▶ _Data provided_:
** start **

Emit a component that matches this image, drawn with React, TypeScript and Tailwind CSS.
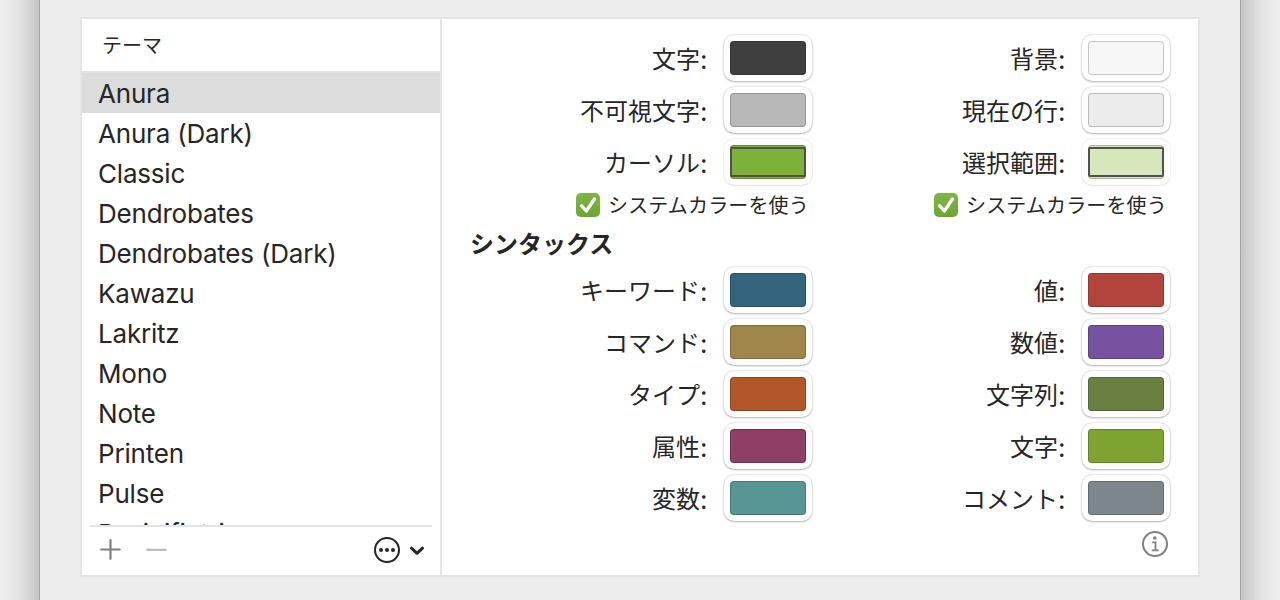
import React from 'react';

const themes = [
  'Anura', 'Anura (Dark)', 'Classic', 'Dendrobates', 'Dendrobates (Dark)', 'Kawazu',
  'Lakritz', 'Mono', 'Note', 'Printen', 'Pulse', 'Resinifictrix',
];

type Well = { label: string; color: string; system?: boolean };

const general: [Well, Well][] = [
  [{ label: '文字', color: '#3f3f3f' }, { label: '背景', color: '#f7f7f7' }],
  [{ label: '不可視文字', color: '#b8b8b8' }, { label: '現在の行', color: '#ececec' }],
  [{ label: 'カーソル', color: '#7eb13a', system: true }, { label: '選択範囲', color: '#d6e7bb', system: true }],
];

const syntax: [Well, Well][] = [
  [{ label: 'キーワード', color: '#35657c' }, { label: '値', color: '#b3443c' }],
  [{ label: 'コマンド', color: '#a0864a' }, { label: '数値', color: '#7652a0' }],
  [{ label: 'タイプ', color: '#b2572a' }, { label: '文字列', color: '#698041' }],
  [{ label: '属性', color: '#8f3e66' }, { label: '文字', color: '#7fa331' }],
  [{ label: '変数', color: '#579694' }, { label: 'コメント', color: '#7c868c' }],
];

function ColorWell({ label, color, system }: Well) {
  return (
    <div className="flex h-[46px] items-center justify-end">
      <span className="flex items-center text-[24px] leading-[46px] whitespace-nowrap">
        <span className="pt-[3px]">{label}</span>
        <span className="w-[8px] pt-[3px] text-[26px]">:</span>
      </span>
      <button
        className={
          'ml-[16px] h-[46px] w-[88px] rounded-[10px] bg-white p-[6px] ' +
          (system
            ? 'shadow-[0_0_2px_rgba(0,0,0,0.18),0_1px_1px_rgba(0,0,0,0.06)]'
            : 'shadow-[0_0_2px_rgba(0,0,0,0.26),0_1px_2px_rgba(0,0,0,0.24)]')
        }
      >
        <span
          className="block h-[34px] w-[76px] rounded-[4px] py-[2px] shadow-[inset_0_0_0_1px_rgba(0,0,0,0.2)]"
          style={{ backgroundColor: color }}
        >
          {system && <span className="block h-[30px] w-[76px] rounded-[2px] border-2 border-[#505050]" />}
        </span>
      </button>
    </div>
  );
}

function SystemCheck() {
  return (
    <label className="flex h-[24px] items-center justify-end pr-[2px] text-[20px] leading-[24px]">
      <span className="mr-[8px] flex size-[24px] items-center justify-center rounded-[5px] bg-linear-to-b from-[#80b546] to-[#6ca631] shadow-[0_0_1px_rgba(90,140,40,0.5)]">
        <svg width="24" height="24" viewBox="0 0 24 24" fill="none">
          <path d="M5.5 12.7 10.3 18 18.5 6" stroke="white" strokeWidth="3.3" strokeLinecap="round" strokeLinejoin="round" />
        </svg>
      </span>
      <span className="w-[202px] pt-[2px] tracking-[0.15px] whitespace-nowrap">システムカラーを使う</span>
    </label>
  );
}

function WellGrid({ rows }: { rows: [Well, Well][] }) {
  return (
    <div className="grid grid-cols-[340px_358px] gap-y-[6px]">
      {rows.flatMap((row, i) => row.map((w, j) => <ColorWell key={i + '-' + j} {...w} />))}
    </div>
  );
}

export default function App() {
  return (
    <div className="flex h-[600px] w-[1280px] overflow-hidden bg-[#ededed] font-['Inter','Noto_Sans_CJK_JP',sans-serif] text-[#262626]">
      <div className="w-[40px] shrink-0 border-r border-[#a4a4a4] bg-linear-to-r from-[#efefef] via-[#e4e4e4] to-[#c5c5c5]" />
      <main className="flex w-[1200px] shrink-0 flex-col items-center pt-[17px]">
        <div className="flex h-[560px] w-[1120px] shrink-0 border-2 border-[#e4e4e4] bg-white">
          <aside className="flex w-[360px] shrink-0 flex-col border-r-2 border-[#e4e4e4]">
            <header className="h-[54px] shrink-0 border-b-2 border-[#e4e4e4] pl-[20px] text-[20px] leading-[55px]">テーマ</header>
            <ul className="h-[452px] shrink-0 overflow-hidden">
              {themes.map((t, i) => (
                <li
                  key={t}
                  className={
                    'h-[40px] pl-[16px] text-[26px] leading-[42px] tracking-[-0.2px] ' +
                    (i === 0 ? 'bg-[#dcdcdc]' : '')
                  }
                >
                  {t}
                </li>
              ))}
            </ul>
            <footer className="mx-[8px] flex h-[50px] items-center border-t-2 border-[#e4e4e4] pb-[2px]">
              <svg className="ml-[10px]" width="68" height="22" viewBox="0 0 68 22" fill="none" strokeLinecap="round" strokeWidth="2.2">
                <path d="M1.2 10.5H19.8M10.5 1.2V19.8" stroke="#808080" />
                <path d="M47.2 10.8H65.8" stroke="#bdbdbd" />
              </svg>
              <svg className="ml-auto mr-[7px]" width="52" height="28" viewBox="0 0 52 28" fill="none">
                <circle cx="14" cy="14" r="12" stroke="#262626" strokeWidth="2" />
                <circle cx="8" cy="14" r="2" fill="#262626" />
                <circle cx="14" cy="14" r="2" fill="#262626" />
                <circle cx="20" cy="14" r="2" fill="#262626" />
                <path d="M38.5 12.2 44 17.3 49.5 12.2" stroke="#262626" strokeWidth="3" strokeLinecap="round" strokeLinejoin="round" />
              </svg>
            </footer>
          </aside>
          <section className="flex grow flex-col pl-[30px] pt-[16px]">
            <WellGrid rows={general} />
            <div className="mt-[8px] grid grid-cols-[340px_358px]">
              <SystemCheck />
              <SystemCheck />
            </div>
            <h2 className="mt-[9px] -ml-[2px] h-[41px] text-[24px] leading-[38px] font-bold">シンタックス</h2>
            <WellGrid rows={syntax} />
            <div className="mt-[9px] flex w-[698px] justify-end">
              <svg className="mr-[1px]" width="28" height="28" viewBox="0 0 28 28" fill="none" stroke="#808080" strokeWidth="2">
                <circle cx="14" cy="14" r="12" />
                <circle cx="13.8" cy="8" r="1.8" fill="#808080" stroke="none" />
                <path d="M11.2 12.3h3.3v8M10.8 20.3h7" strokeWidth="1.8" />
              </svg>
            </div>
          </section>
        </div>
      </main>
      <div className="w-[40px] shrink-0 border-l border-[#a4a4a4] bg-linear-to-l from-[#efefef] via-[#e4e4e4] to-[#c5c5c5]" />
    </div>
  );
}
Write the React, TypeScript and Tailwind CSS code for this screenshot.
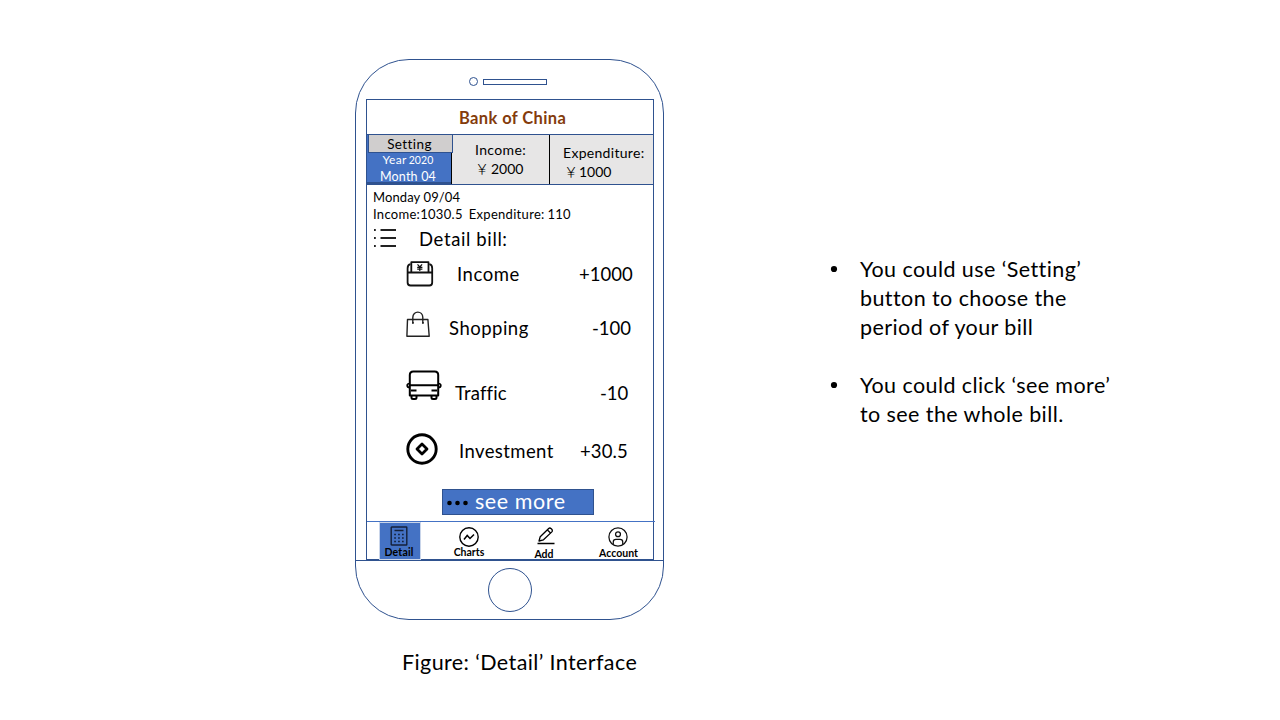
import React from "react";

const yen = "font-['Noto_Sans_CJK_SC',sans-serif] font-light";

function ListIcon() {
  return (
    <svg className="block h-[20px] w-[24px]" viewBox="0 0 24 20" fill="none" stroke="#222" strokeWidth="1.8">
      <path d="M7.500 2H23M7.500 10H23M7.500 18H23" />
      <path d="M1 2h1.800M1 10h1.800M1 18h1.800" />
    </svg>
  );
}

function IncomeIcon() {
  return (
    <svg className="block h-[26px] w-[28px]" viewBox="0 0 28 26" fill="none" stroke="#111" strokeWidth="1.8" strokeLinejoin="round">
      <path d="M4.5 3.2C2.4 3.5 1.6 5 1.6 7.2V21.5Q1.6 24.5 4.6 24.5H23.4Q26.2 24.5 26.2 21.5V7.2C26.2 5 25.400 3.500 23.300 3.200" />
      <path d="M1.600 11.500H26.200M5.300 11.500V1.200H22.500V11.500" />
      <path d="M11.500 3.400L13.800 6L16.100 3.400M11.200 6.300H16.400M11.200 8.200H16.400M13.800 6V10" strokeWidth="1.200" />
    </svg>
  );
}

function BagIcon() {
  return (
    <svg className="block h-[28px] w-[26px]" viewBox="0 0 26 28" fill="none" stroke="#222" strokeWidth="1.4" strokeLinejoin="round">
      <path d="M1.500 8.500H21.900L23.200 25.300H0.900Z" />
      <path d="M6.800 12.300V6.500C6.800 -0.700 16.800 -0.700 16.800 6.500V12.300" />
      <path d="M6 11.800h1.800M16 11.800h1.800" strokeWidth="1.800" />
    </svg>
  );
}

function BusIcon() {
  return (
    <svg className="block h-[31px] w-[36px]" viewBox="0 0 36 31" fill="none" stroke="#000" strokeWidth="2" strokeLinejoin="round">
      <path d="M3.800 25.500V5Q3.800 1.500 7.300 1.500H28.700Q32.200 1.500 32.200 5V25.500Z" />
      <path d="M3.800 15.300H32.200M5 20.500H10.500M25.500 20.500H31" />
      <path d="M3.800 13.500Q1.200 13.500 1.200 15.500T3.800 17.500M32.200 13.500Q34.800 13.500 34.800 15.500T32.200 17.500" strokeWidth="1.700" />
      <path d="M5.500 26V27.500Q5.500 29 7 29H9Q10.500 29 10.500 27.500V26M25.500 26V27.500Q25.500 29 27 29H29Q30.500 29 30.500 27.500V26" />
    </svg>
  );
}

function CoinIcon() {
  return (
    <svg className="block h-[32px] w-[32px]" viewBox="0 0 32 32" fill="none" stroke="#000" strokeLinejoin="round">
      <circle cx="16" cy="16" r="14.200" strokeWidth="2.900" />
      <path d="M16 11L21 16L16 21L11 16Z" strokeWidth="2.800" />
    </svg>
  );
}

function CalculatorIcon() {
  return (
    <svg className="block h-[20px] w-[18px]" viewBox="0 0 18 20" fill="none" stroke="#14213a" strokeWidth="1.400">
      <rect x="1.200" y="1" width="15.600" height="18" rx="0.500" />
      <path d="M4.500 4.500H13.500" />
      <path d="M4.200 8.500H14M4.200 12H14M4.200 15.500H14" strokeWidth="1.600" strokeDasharray="1.700 2.200" />
    </svg>
  );
}

function ChartIcon() {
  return (
    <svg className="block h-[20px] w-[20px]" viewBox="0 0 20 20" fill="none" stroke="#000" strokeWidth="1.400">
      <circle cx="10" cy="10" r="9.200" />
      <path d="M5 12.500L8.200 8.500L11 11.500L15 7.500" strokeWidth="1.500" />
    </svg>
  );
}

function PenIcon() {
  return (
    <svg className="block h-[18px] w-[18px]" viewBox="0 0 18 18" fill="none" stroke="#000" strokeWidth="1.300" strokeLinejoin="round">
      <path d="M2 14L3.200 9.800L11.700 1.500Q12.800 0.500 14.300 1.700T15.100 4.600L6.500 12.800Z" />
      <path d="M10.400 3L13.600 5.900" />
      <path d="M0.500 16.500H17.500" strokeWidth="1.400" />
    </svg>
  );
}

function AccountIcon() {
  return (
    <svg className="block h-[22px] w-[22px]" viewBox="0 0 22 22" fill="none" stroke="#111" strokeWidth="1.400">
      <circle cx="11" cy="11" r="10" />
      <circle cx="11" cy="8" r="2.700" />
      <path d="M5.800 19.300V16.500Q5.800 13.600 8.700 13.600H13.300Q16.200 13.600 16.200 16.500V19.300" />
    </svg>
  );
}

function Phone() {
  return (
    <div className="flex h-[561px] w-[309px] flex-col overflow-hidden rounded-[54px] border border-[#2f528f]">
      <div className="flex h-[39px] shrink-0 items-center pt-[4px] pl-[113px]">
        <div className="h-[9px] w-[9px] rounded-full border border-[#2f528f]" />
        <div className="ml-[5px] h-[6px] w-[64px] border border-[#2f528f]" />
      </div>

      <div className="ml-[10px] flex h-[461px] w-[288px] shrink-0 flex-col border border-[#2f528f] text-black">
        <header className="h-[34px] shrink-0 pt-[8px] pl-[92px] text-[16.5px] leading-[20px] font-bold tracking-[0.38px] whitespace-nowrap text-[#843c0c]">
          Bank of China
        </header>

        <section className="flex h-[51px] shrink-0 border-y border-[#2f528f] bg-[#e7e6e6]">
          <div className="flex w-[85px] shrink-0 flex-col border-r border-black bg-[#4472c4] text-white">
            <button className="-mt-px ml-px h-[19px] w-[85px] shrink-0 border border-[#2f528f] bg-[#d0cece] pr-[2px] text-center text-[13.5px] leading-[18px] tracking-[0.4px] text-black">
              Setting
            </button>
            <div className="flex h-[14px] items-baseline justify-center pr-[2px] text-[12px] leading-[14px] tracking-[0.3px] whitespace-nowrap">
              Year<span className="ml-[2px] text-[10.5px] tracking-[0.1px]">2020</span>
            </div>
            <div className="h-[17px] border-b-2 border-[#2f528f] pt-px pr-[2px] text-center text-[12.5px] leading-[17px] tracking-[0.2px]">
              Month 04
            </div>
          </div>
          <div className="w-[98px] shrink-0 border-r border-black pt-[5px] pl-[23px] text-[14px] leading-[19px] whitespace-nowrap">
            <div className="tracking-[0.35px]">Income:</div>
            <div className="flex">
              <span className={yen}>￥</span>
              <span className="ml-[2px]">2000</span>
            </div>
          </div>
          <div className="pt-[8px] pl-[13px] text-[14px] leading-[19px] whitespace-nowrap">
            <div className="tracking-[0.3px]">Expenditure:</div>
            <div className="flex pl-px">
              <span className={yen}>￥</span>
              <span className="ml-px">1000</span>
            </div>
          </div>
        </section>

        <section className="h-[336px] shrink-0">
          <div className="pt-[4px] pl-[6px] text-[13px] leading-[17px] whitespace-nowrap">
            <div className="tracking-[0.1px]">Monday 09/04</div>
            <div className="flex tracking-[0.3px]">
              <span>Income:1030.5</span>
              <span className="ml-[6px]">Expenditure:</span>
              <span className="ml-[3px] tracking-[0.2px]">110</span>
            </div>
          </div>
          <div className="flex h-[27px] pt-[5px] pl-[6px]">
            <ListIcon />
            <h2 className="ml-[22px] text-[18.5px] leading-[23px] tracking-[0.62px] whitespace-nowrap">Detail bill:</h2>
          </div>
          <div className="grid grid-cols-[51px_122px_1fr] pl-[39px] text-[18.5px] leading-[26px] whitespace-nowrap">
            <div className="flex h-[54px] pt-[11px]"><IncomeIcon /></div>
            <div className="pt-[11px] tracking-[0.55px]">Income</div>
            <div className="pt-[11px] tracking-[0.05px]">+1000</div>

            <div className="flex h-[54px] pt-[7px]"><BagIcon /></div>
            <div className="-ml-[8px] pt-[11px] tracking-[0.5px]">Shopping</div>
            <div className="pt-[11px] pl-[13px]">-100</div>

            <div className="flex h-[62px] pt-[12px]"><BusIcon /></div>
            <div className="-ml-[2px] pt-[22px] tracking-[0.15px]">Traffic</div>
            <div className="pt-[22px] pl-[21px]">-10</div>

            <div className="flex h-[69px] pt-[13px]"><CoinIcon /></div>
            <div className="pt-[18px] pl-[2px] tracking-[0.4px]">Investment</div>
            <div className="pt-[18px] pl-px tracking-[0.1px]">+30.5</div>
          </div>
          <button className="ml-[75px] flex h-[26px] w-[152px] items-center border border-[#2f528f] bg-[#4472c4] pl-[3px] text-[21.5px] leading-[24px] tracking-[0.55px] whitespace-nowrap text-white">
            <svg className="mt-[2px] mr-[6px] h-[6px] w-[23px]" viewBox="0 0 23 6" fill="#000">
              <circle cx="3.500" cy="3" r="2.300" />
              <circle cx="11.500" cy="3" r="2.300" />
              <circle cx="19.500" cy="3" r="2.300" />
            </svg>
            <span className="-mt-[2px]">see more</span>
          </button>
        </section>

        <nav className="flex h-[38px] w-[288px] shrink-0 border-t border-[#4472c4] text-[10.5px] leading-[12px] font-bold whitespace-nowrap">
          <div className="ml-[12px] flex h-[38px] w-[42px] flex-col items-center border border-[#c9d5ea] bg-[#4472c4] pt-[3px] pr-[2px]">
            <CalculatorIcon />
            <span className="tracking-[0.2px]">Detail</span>
          </div>
          <div className="ml-[28px] flex w-[40px] flex-col items-center pt-[5px]">
            <ChartIcon />
            <span className="-mt-px">Charts</span>
          </div>
          <div className="ml-[34px] flex w-[42px] flex-col items-center pt-[5px]">
            <div className="ml-[3px]"><PenIcon /></div>
            <span className="mt-[3px]">Add</span>
          </div>
          <div className="ml-[33px] flex w-[40px] flex-col items-center pt-[5px]">
            <AccountIcon />
            <span className="ml-px">Account</span>
          </div>
        </nav>
      </div>

      <div className="flex grow justify-center border-t border-[#2f528f] pt-[7px]">
        <div className="h-[44px] w-[44px] rounded-full border border-[#2f528f]" />
      </div>
    </div>
  );
}

export default function App() {
  return (
    <main className="flex h-[720px] w-[1280px] overflow-hidden bg-white pt-[59px] pl-[355px] font-['Lato',sans-serif] text-black">
      <figure className="w-[309px] shrink-0">
        <Phone />
        <figcaption className="pt-[28px] pl-[47px] text-[21.5px] leading-[28px] tracking-[0.4px] whitespace-nowrap">
          Figure: ‘Detail’ Interface
        </figcaption>
      </figure>
      <ul className="ml-[166px] flex flex-col gap-[29.5px] pt-[196px] text-[21.5px] leading-[28.8px] tracking-[0.42px] whitespace-nowrap">
        <li className="flex">
          <svg className="mt-[10px] mr-[22px] h-[8px] w-[8px]" viewBox="0 0 8 8" fill="#000">
            <circle cx="4" cy="4" r="3.100" />
          </svg>
          <p>You could use ‘Setting’<br />button to choose the<br />period of your bill</p>
        </li>
        <li className="flex">
          <svg className="mt-[10px] mr-[22px] h-[8px] w-[8px]" viewBox="0 0 8 8" fill="#000">
            <circle cx="4" cy="4" r="3.100" />
          </svg>
          <p>You could click ‘see more’<br />to see the whole bill.</p>
        </li>
      </ul>
    </main>
  );
}
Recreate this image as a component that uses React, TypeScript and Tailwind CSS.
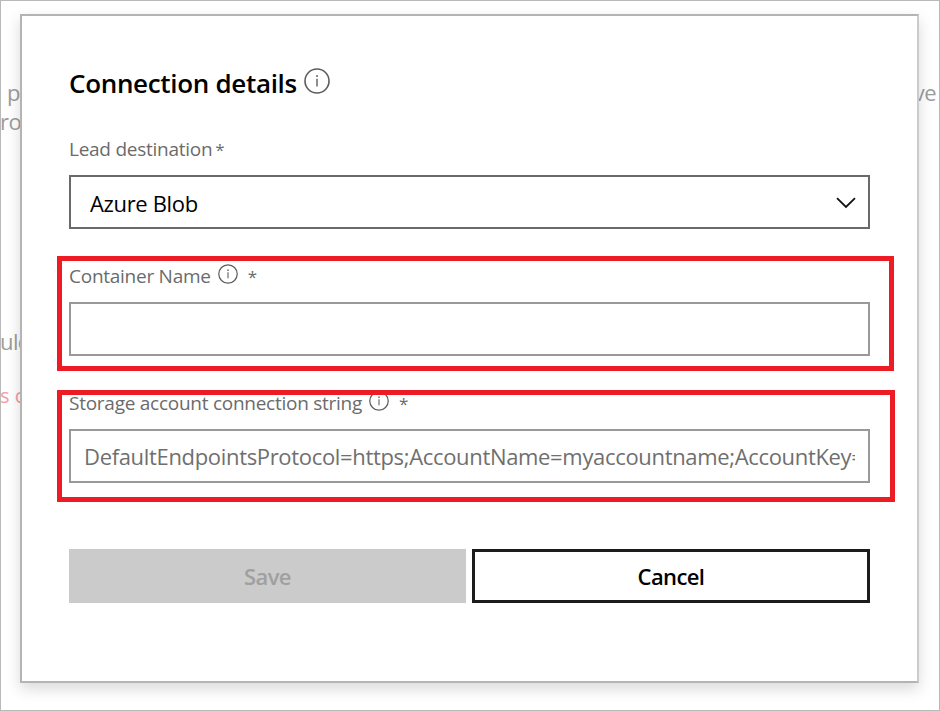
import type { ReactNode } from 'react'

function InfoIcon({ size, className = '' }: { size: number; className?: string }) {
  return (
    <svg width={size} height={size} viewBox="0 0 26 26" fill="none" className={`shrink-0 ${className}`}>
      <circle cx="13" cy="13" r="12" stroke="#5c5c5c" strokeWidth="1.6" />
      <path d="M13 10.8V18.6" stroke="#707070" strokeWidth="1.6" />
      <circle cx="13" cy="8" r="1.1" fill="#707070" />
    </svg>
  )
}

function Field({ label, info = false, children }: { label: string; info?: boolean; children: ReactNode }) {
  return (
    <section className="flex flex-col gap-[11px]">
      <div className="flex h-[30px] items-center gap-[7px] whitespace-nowrap pt-px text-[19px] tracking-[-0.26px] text-[#6b6b6b]">
        <span>
          {label}
          {!info && <span className="pl-[3px] text-[17px]">*</span>}
        </span>
        {info && <InfoIcon size={20} className="mb-[6px]" />}
        {info && <span className="pl-[3px] text-[17px]">*</span>}
      </div>
      {children}
    </section>
  )
}

function Highlight({ className }: { className: string }) {
  return <div className={`pointer-events-none absolute border-[5px] border-[#ed1c24] ${className}`} />
}

export default function App() {
  return (
    <div className="relative h-[711px] w-[940px] overflow-hidden border border-[#b9b9b9] bg-white px-[19px] pt-[13px] font-['Open_Sans','Noto_Sans',sans-serif]">
      <div className="absolute inset-0 flex justify-between pt-[76px] text-[22px] leading-[30px] tracking-[-0.6px] text-[#9c9c9c]">
        <div className="-ml-px flex flex-col whitespace-nowrap">
          <span className="pl-[7px]">p</span>
          <span className="-mt-px">ro</span>
          <span className="mt-[190px]">uld</span>
          <span className="mt-[25px] text-[20px] tracking-normal text-[#f59ba3]">s c</span>
        </div>
        <span className="pr-[3px]">ve</span>
      </div>
      <main className="relative flex h-[669px] w-[899px] flex-col border-2 border-[#b4b4b4] border-r-[#cbcbcb] bg-white px-[47px] pt-[49px] shadow-[0_6px_14px_rgba(0,0,0,0.15)]">
        <header className="flex h-[40px] items-center gap-[7px]">
          <h1 className="mb-1 whitespace-nowrap text-[26px] font-semibold tracking-[-0.32px] text-black">Connection details</h1>
          <InfoIcon size={26} className="mb-2" />
        </header>

        <div className="mt-[29px] flex flex-col gap-8">
          <Field label="Lead destination">
            <div className="flex h-[54px] w-[801px] items-center justify-between border-2 border-[#6a6a6a] pl-[19px] pr-[12px] pt-[2px] text-[22px] tracking-[-0.35px] text-black">
              <span className="whitespace-nowrap">Azure Blob</span>
              <svg width="20" height="12" viewBox="0 0 20 12" fill="none">
                <path d="M1 1.2L10 10L19 1.2" stroke="#111" strokeWidth="1.8" />
              </svg>
            </div>
          </Field>

          <Field label="Container Name" info>
            <div className="h-[54px] w-[801px] border-2 border-[#999]" />
          </Field>

          <Field label="Storage account connection string" info>
            <div className="flex h-[54px] w-[801px] items-center border-2 border-[#999] px-[13px] text-[22px] tracking-[-0.33px] text-[#6f6f6f]">
              <div className="w-full overflow-hidden whitespace-nowrap">
                DefaultEndpointsProtocol=https;AccountName=myaccountname;AccountKey=
              </div>
            </div>
          </Field>
        </div>

        <footer className="mt-[66px] flex gap-[6px] text-[22px] font-semibold tracking-[-0.6px]">
          <button className="h-[54px] w-[397px] bg-[#cbcbcb] text-[#a0a0a0]">Save</button>
          <button className="h-[54px] w-[398px] border-[3px] border-[#1c1c1c] bg-white text-black">Cancel</button>
        </footer>

        <Highlight className="left-[35px] top-[240px] h-[115px] w-[837px]" />
        <Highlight className="left-[35px] top-[374px] h-[112px] w-[838px]" />
      </main>
    </div>
  )
}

** end **

▶ _What you should do_:
Output the records above as they stand, from the first line to the line with "string; color: string;", inclusive, and exclude the pictures.

▶ _The response_:
Emit a component that matches this image, drawn with React, TypeScript and Tailwind CSS.
import React from 'react';

const themes = [
  'Anura', 'Anura (Dark)', 'Classic', 'Dendrobates', 'Dendrobates (Dark)', 'Kawazu',
  'Lakritz', 'Mono', 'Note', 'Printen', 'Pulse', 'Resinifictrix',
];

type Well = { label: string; color: string; system?: boolean };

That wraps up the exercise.